Er verwies dabei auf andere Gewerkschaften wie Verdi oder die IG Metall, die in der Stahlindustrie für eine 32-Stunden-Woche kämpfen. Auch die Berliner Verkehrsbetriebe hätten laut Weselsky selbst eine Viertagewoche vorgeschlagen. Das Thema Arbeitszeit stellt sich auch in laufenden Tarifrunden mit anderen Eisenbahnverkehrsunternehmen als entscheidend heraus.
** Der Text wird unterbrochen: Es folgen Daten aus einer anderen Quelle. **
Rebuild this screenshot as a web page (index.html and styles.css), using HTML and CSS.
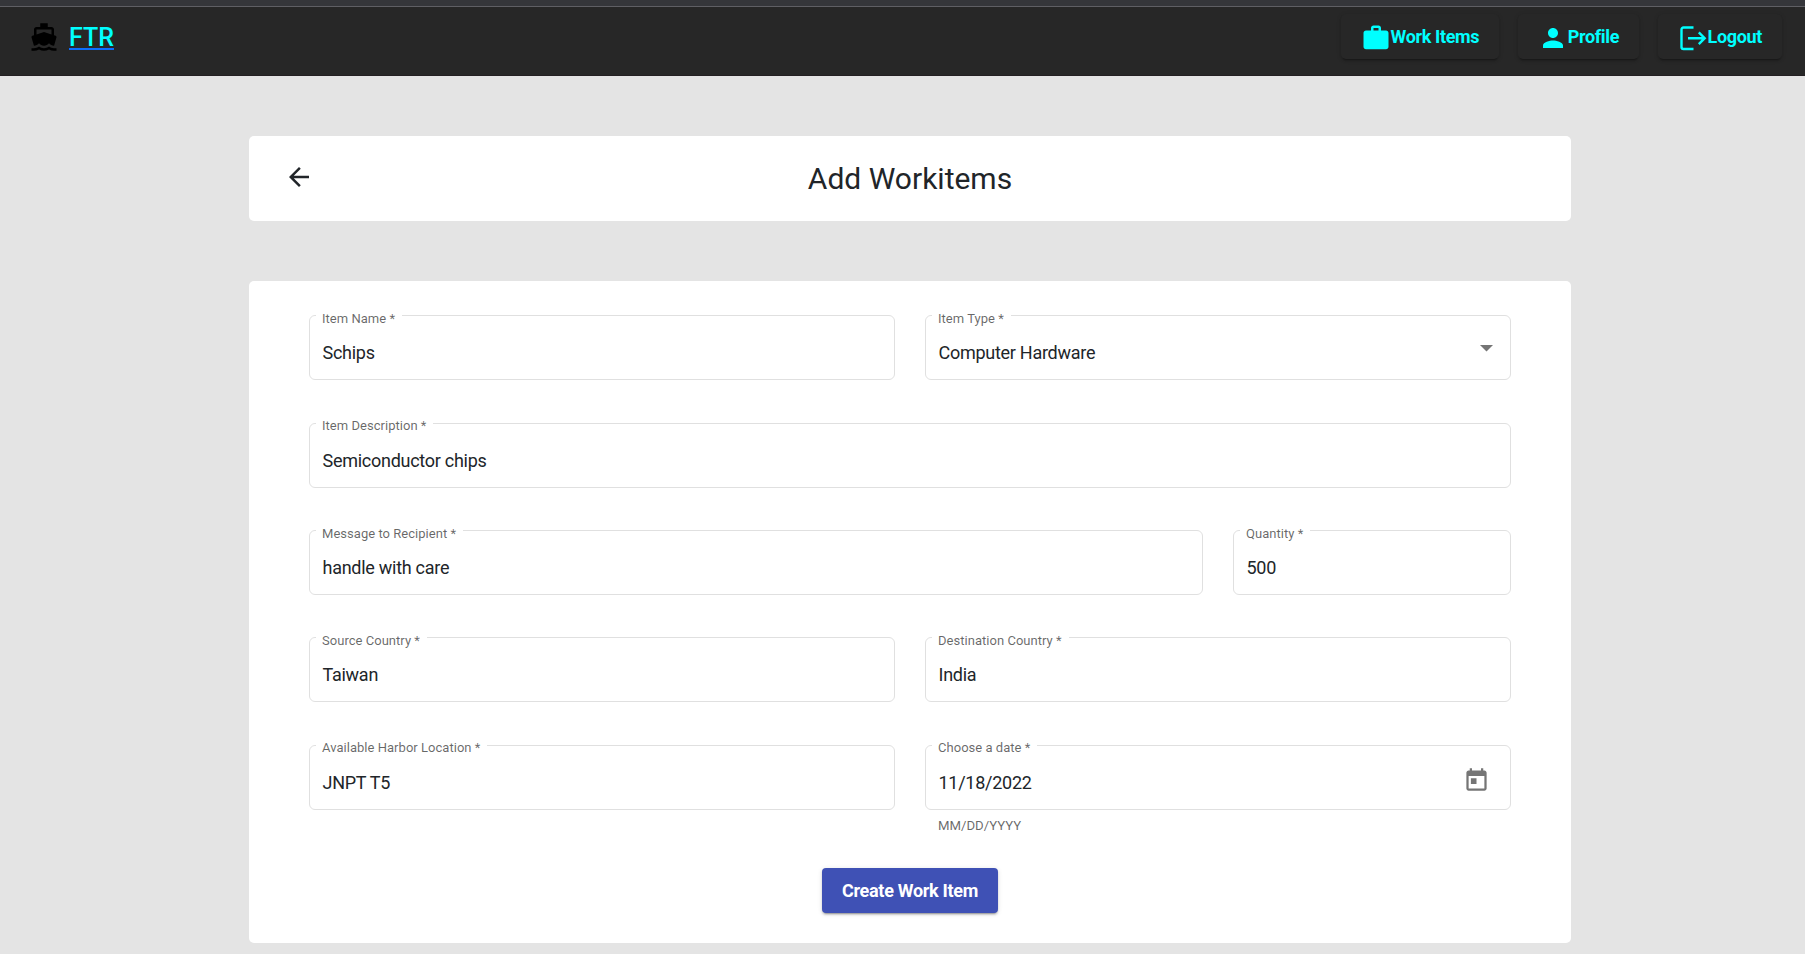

So hatte die GDL bereits am 21. Oktober zu einem zwölfstündigen Warnstreik beim Transdev-Konzern aufgerufen.
Bei der Chemnitzer City-Bahn wurden die Verhandlungen aufgrund eines Streits um die Arbeitszeit abgebrochen. Es war bereits vor und nach der ersten Verhandlungsrunde in der letzten Woche absehbar, dass ein Arbeitskampf seitens der GDL unvermeidlich sein würde. Der bisherige Tarifvertrag der Gewerkschaft ist Ende Oktober ausgelaufen, somit sind jederzeit Warnstreiks möglich.
Weselsky deutete zudem an, dass gemeinsame Aktionen mit Beschäftigten der Länder möglich seien, für die momentan ebenfalls Tarifverhandlungen durch Verdi und DBB Beamtenbund und Tarifunion geführt werden. Die GDL ist im Beamtenbund organisiert. Weselsky betonte, dass auch die Beschäftigten im Bereich der Länder eine lebenswerte Wertschätzung verdienen.
Die GDL ist zwar die kleinere von zwei Gewerkschaften bei der Bahn, vertritt jedoch viele Lokführer sowie weitere Berufsgruppen wie Zugbegleiter oder Teile der Verwaltung. Die Bahn hat jedoch angekündigt, das Tarifeinheitsgesetz anzuwenden, im Gegensatz zu früheren Runden. Dieses besagt, dass in Betrieben mit sich überschneidenden Tarifverträgen konkurrierender Gewerkschaften ausschließlich der Tarifvertrag der Gewerkschaft mit den meisten Mitgliedern gültig ist. Nach Angaben der Bahn ist dies lediglich in 18 von etwa 300 Betrieben des Konzerns der Fall. Somit betrifft die laufende Tarifrunde nur rund 10.000 Bahnbeschäftigte.